According to the NASA SBIR topic H6.22 description entitled “Deep Neural Net and Neuromorphic Processors for In-Space Autonomy and Cognition,” this subtopic “specifically focuses on advances in signal and data processing. Neuromorphic processing will enable NASA to meet growing demands for applying artificial intelligence and machine learning algorithms on-board a spacecraft to optimize and automate operations. It has been widely received that the recent success of artificial intelligence (AI) is built on three cornerstones: the advance of algorithms, the acquisition of big data, and the availability of high computing power. To further improve the data processing capability and efficiency, researchers, in general, explore from three orthogonal and complementary aspects: algorithm simplification and compression, computing architectures optimized for specific applications, and novel nano-devices that possess unique electrical properties, e.g., synapse- or neuro-alike behavior. These practices are respectively pursued by research societies of machine learning, computer architecture, and solid-state circuit and device. There lacks thorough and sufficient communications and coordination in between. As an example, the quantization of deep neural network (DNN) models often ignores the physical constraints on nano-devices like resistive memory (ReRAM, aka memristor), whose resistance suffers from different variation levels at different resistance values. The higher resistance level can also minimize the power consumption due to the reduced amplitude of the current participating in the computation. Carefully optimizing the quantization scheme of DNNs can achieve both high computational robustness and low power consumption of the ReRAM-based neuromorphic processor.

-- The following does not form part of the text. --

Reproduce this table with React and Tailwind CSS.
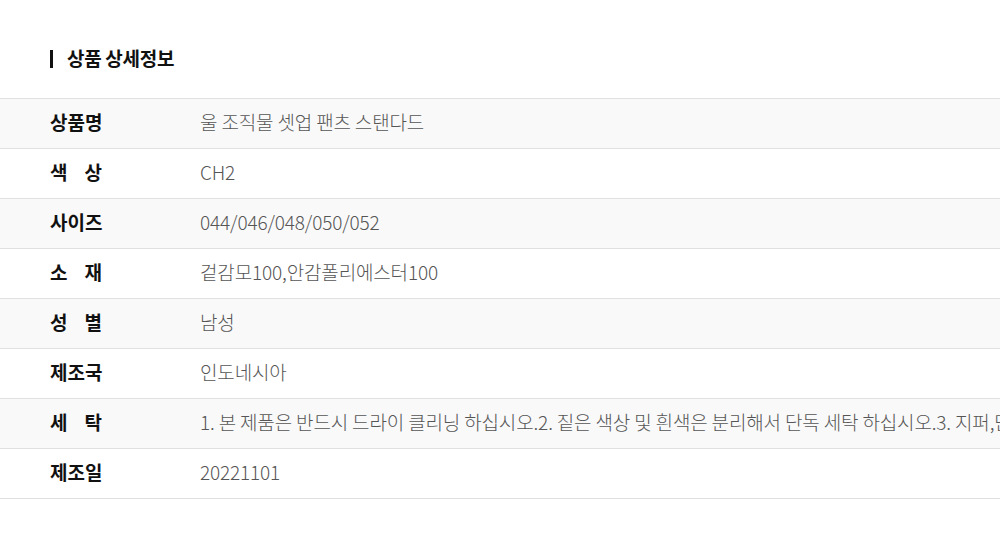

Technology proposed addresses NASA's TA1 - Flight Computing objectives, which are to “increase onboard autonomy and enable large-scale data triage to support more capable instruments” and “support reliable onboard processing in extreme environments to enable new exploration missions.” And, the TA1 - Ground Computing objectives are to “support 1,000X larger mission computations to enable high-fidelity simulation and large-scale data analysis” and “demonstrate efficient solution of complex NASA problems through quantum and cognitive computing.”
Fast and efficient processing platforms are crucial to the IT revolution. They are poised to meet the performance needs of many important applications: graphics, financial and scientific modeling, biomonitoring, national security scanning, intelligent transportation, networking, multimedia and wireless infrastructure.